— What this task involves —
Say how many lines contain the word "page" and give no other text.

····················

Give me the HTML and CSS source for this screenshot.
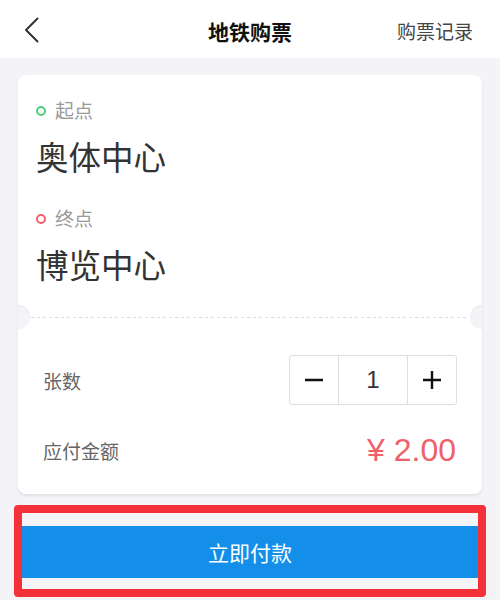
FILE: index.html
```html
<!DOCTYPE html>
<html lang="zh-CN">
<head>
<meta charset="utf-8">
<title>地铁购票</title>
<link rel="stylesheet" href="styles.css">
</head>
<body>
<div class="page">
  <header class="nav">
    <div class="nav-left">
      <svg class="back" width="16" height="26" viewBox="0 0 16 26"><polyline points="13.5,1.5 2,13 13.5,24.5" fill="none" stroke="#333" stroke-width="2" stroke-linecap="round" stroke-linejoin="round"/></svg>
    </div>
    <div class="nav-title">地铁购票</div>
    <div class="nav-right">购票记录</div>
  </header>

  <section class="card">
    <div class="route">
      <div class="label"><span class="dot dot-start"></span>起点</div>
      <div class="station">奥体中心</div>
      <div class="label label-end"><span class="dot dot-end"></span>终点</div>
      <div class="station">博览中心</div>
    </div>
    <div class="divider"></div>
    <div class="info">
      <div class="row">
        <span class="row-label">张数</span>
        <div class="stepper">
          <div class="step-btn">
            <svg width="20" height="20" viewBox="0 0 20 20"><line x1="1" y1="10" x2="19" y2="10" stroke="#111" stroke-width="2.6"/></svg>
          </div>
          <div class="step-value">1</div>
          <div class="step-btn">
            <svg width="20" height="20" viewBox="0 0 20 20"><line x1="1" y1="10" x2="19" y2="10" stroke="#111" stroke-width="2.4"/><line x1="10" y1="1" x2="10" y2="19" stroke="#111" stroke-width="2.4"/></svg>
          </div>
        </div>
      </div>
      <div class="row">
        <span class="row-label">应付金额</span>
        <span class="price">¥ 2.00</span>
      </div>
    </div>
  </section>

  <div class="footer">
    <button class="pay">立即付款</button>
  </div>
</div>
</body>
</html>
```

FILE: styles.css
```css
html, body {
  margin: 0;
  padding: 0;
}
body {
  background: #f4f4f8;
  font-family: "Noto Sans CJK SC", "Noto Sans", sans-serif;
  color: #333;
}
.page {
  width: 500px;
  height: 600px;
  overflow: hidden;
  display: flex;
  flex-direction: column;
}
.nav {
  height: 58px;
  flex: none;
  background: #fff;
  display: grid;
  grid-template-columns: 1fr auto 1fr;
  align-items: center;
}
.nav-left {
  padding-left: 24px;
  display: flex;
  align-items: center;
}
.back {
  display: block;
  margin-top: 2px;
}
.nav-title {
  font-size: 21px;
  font-weight: 700;
  color: #111;
  line-height: 30px;
  margin-top: 4px;
}
.nav-right {
  justify-self: end;
  padding-right: 27px;
  font-size: 19px;
  color: #444;
  line-height: 30px;
  margin-top: 4px;
}
.card {
  margin: 17px 18px 0;
  background: #fff;
  border-radius: 8px;
  box-shadow: 0 2px 3px rgba(0, 0, 0, 0.08);
  overflow: hidden;
}
.route {
  padding: 23px 18px 33px 18px;
}
.label {
  display: flex;
  align-items: center;
  gap: 9px;
  font-size: 19px;
  line-height: 24px;
  color: #999;
}
.label-end {
  margin-top: 30px;
}
.dot {
  width: 6px;
  height: 6px;
  border-radius: 50%;
  border: 2.5px solid;
  box-sizing: content-box;
  margin-top: 1px;
}
.dot-start {
  border-color: #4ccf7d;
}
.dot-end {
  border-color: #f0606a;
}
.station {
  margin-top: 14px;
  font-size: 32.5px;
  line-height: 40px;
  color: #333;
}
.divider {
  position: relative;
  height: 1px;
  margin: 0 13px;
  background: repeating-linear-gradient(90deg, #dcdce0 0 3px, transparent 3px 6px);
}
.divider::before,
.divider::after {
  content: "";
  position: absolute;
  top: -12px;
  width: 24px;
  height: 24px;
  border-radius: 50%;
  background: #f4f4f8;
  box-shadow: inset 0 1px 2px rgba(0, 0, 0, 0.06);
}
.divider::before {
  left: -25px;
}
.divider::after {
  right: -25px;
}
.info {
  padding: 37px 25px 19px 25px;
  display: flex;
  flex-direction: column;
  gap: 20px;
}
.row {
  height: 50px;
  display: flex;
  align-items: center;
  justify-content: space-between;
}
.row-label {
  font-size: 19px;
  color: #666;
}
.stepper {
  display: flex;
  height: 50px;
  border: 1px solid #dedede;
  border-radius: 3px;
  box-sizing: border-box;
}
.step-btn {
  width: 48px;
  display: flex;
  align-items: center;
  justify-content: center;
}
.step-value {
  width: 68px;
  border-left: 1px solid #dedede;
  border-right: 1px solid #dedede;
  display: flex;
  align-items: center;
  justify-content: center;
  font-family: "Liberation Sans", Arial, sans-serif;
  font-size: 24px;
  color: #333;
}
.price {
  font-family: "Liberation Sans", Arial, sans-serif;
  font-size: 32px;
  color: #f0606a;
  margin-right: 1px;
}
.footer {
  margin: 11px 14px 0;
  border: 8px solid #f43038;
  border-radius: 4px;
  padding: 13px 0 11px;
  background: #f4f4f8;
}
.pay {
  display: block;
  width: 100%;
  height: 52px;
  border: none;
  margin: 0;
  background: #148fe9;
  color: #fff;
  font-family: "Noto Sans CJK SC", "Noto Sans", sans-serif;
  font-size: 21px;
  padding: 0;
}
```
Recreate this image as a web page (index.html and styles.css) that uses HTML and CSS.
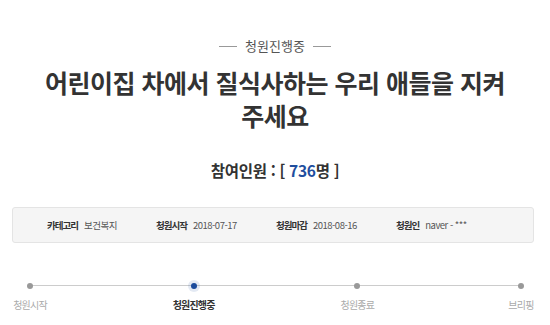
FILE: index.html
```html
<!DOCTYPE html>
<html lang="ko">
<head>
    <meta charset="UTF-8">
    <meta name="viewport" content="width=device-width, initial-scale=1.0">
    <title>청원진행중</title>
    <link rel="stylesheet" href="styles.css">
</head>
<body>

    <div class="petition">
        <div class="status"><span class="status-text">청원진행중</span></div>
        <h1 class="title">어린이집 차에서 질식사하는 우리 애들을 지켜<br>주세요</h1>
        <div class="count">참여인원 : [ <span class="num">736</span>명 ]</div>

        <ul class="info">
            <li><b>카테고리</b>보건복지</li>
            <li><b>청원시작</b>2018-07-17</li>
            <li><b>청원마감</b>2018-08-16</li>
            <li><b>청원인</b>naver - ***</li>
        </ul>

        <div class="steps">
            <div class="step"><span class="dot"></span><span class="label">청원시작</span></div>
            <div class="step active"><span class="dot"></span><span class="label">청원진행중</span></div>
            <div class="step"><span class="dot"></span><span class="label">청원종료</span></div>
            <div class="step"><span class="dot"></span><span class="label">브리핑</span></div>
        </div>
    </div>

</body>
</html>
```

FILE: styles.css
```css
body {
    margin: 0;
    background-color: #fff;
    font-family: "Noto Sans CJK KR", "Noto Sans", sans-serif;
    color: #333;
}

.petition {
    width: 550px;
    padding-top: 36px;
}

.status {
    display: flex;
    justify-content: center;
    align-items: center;
    gap: 8px;
    font-size: 13px;
    color: #555;
    line-height: 20px;
}

.status::before,
.status::after {
    content: "";
    width: 18px;
    height: 1px;
    background-color: #999;
}

.title {
    margin: 10px 0 0;
    text-align: center;
    font-size: 25px;
    font-weight: bold;
    line-height: 33px;
    letter-spacing: -0.5px;
    color: #333;
}

.count {
    margin-top: 26px;
    text-align: center;
    font-size: 15.5px;
    font-weight: bold;
    line-height: 24px;
    letter-spacing: -0.3px;
    color: #333;
}

.count .num {
    color: #1f4e9e;
}

.info {
    display: flex;
    list-style: none;
    margin: 25px 16px 0 12px;
    padding: 0 0 0 34px;
    height: 34px;
    align-items: center;
    background-color: #f5f5f5;
    border: 1px solid #e4e4e4;
    border-radius: 3px;
    font-size: 9.5px;
    letter-spacing: -0.5px;
    color: #555;
}

.info li {
    width: 120px;
    white-space: nowrap;
}

.info li:first-child {
    width: 109px;
}

.info b {
    color: #333;
    margin-right: 6px;
    letter-spacing: -1px;
}

.steps {
    position: relative;
    display: flex;
    justify-content: space-between;
    margin: 36px 11px 0 12px;
}

.steps::before {
    content: "";
    position: absolute;
    top: 6px;
    left: 18px;
    right: 18px;
    height: 1px;
    background-color: #ccc;
}

.step {
    position: relative;
    display: flex;
    flex-direction: column;
    align-items: center;
    width: 36px;
    font-size: 10px;
    letter-spacing: -0.8px;
    color: #aaa;
}

.dot {
    width: 6px;
    height: 6px;
    margin-top: 4px;
    border-radius: 50%;
    background-color: #999;
}

.label {
    margin-top: 8px;
    white-space: nowrap;
}

.step.active .dot {
    background-color: #1a4a9c;
    box-shadow: 0 0 0 3px rgba(26, 74, 156, 0.12);
}

.step.active .label {
    color: #333;
    font-weight: bold;
}
```
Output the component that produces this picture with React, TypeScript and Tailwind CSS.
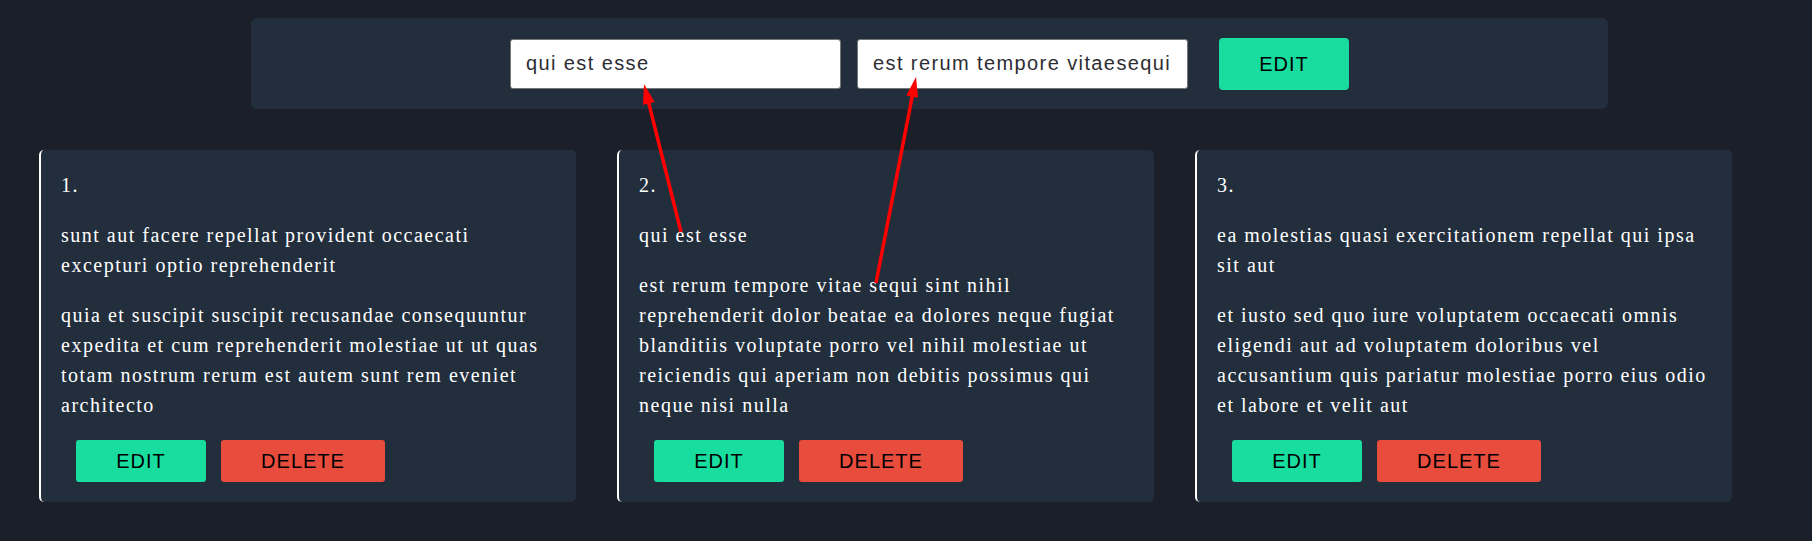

····················

— Task output —
3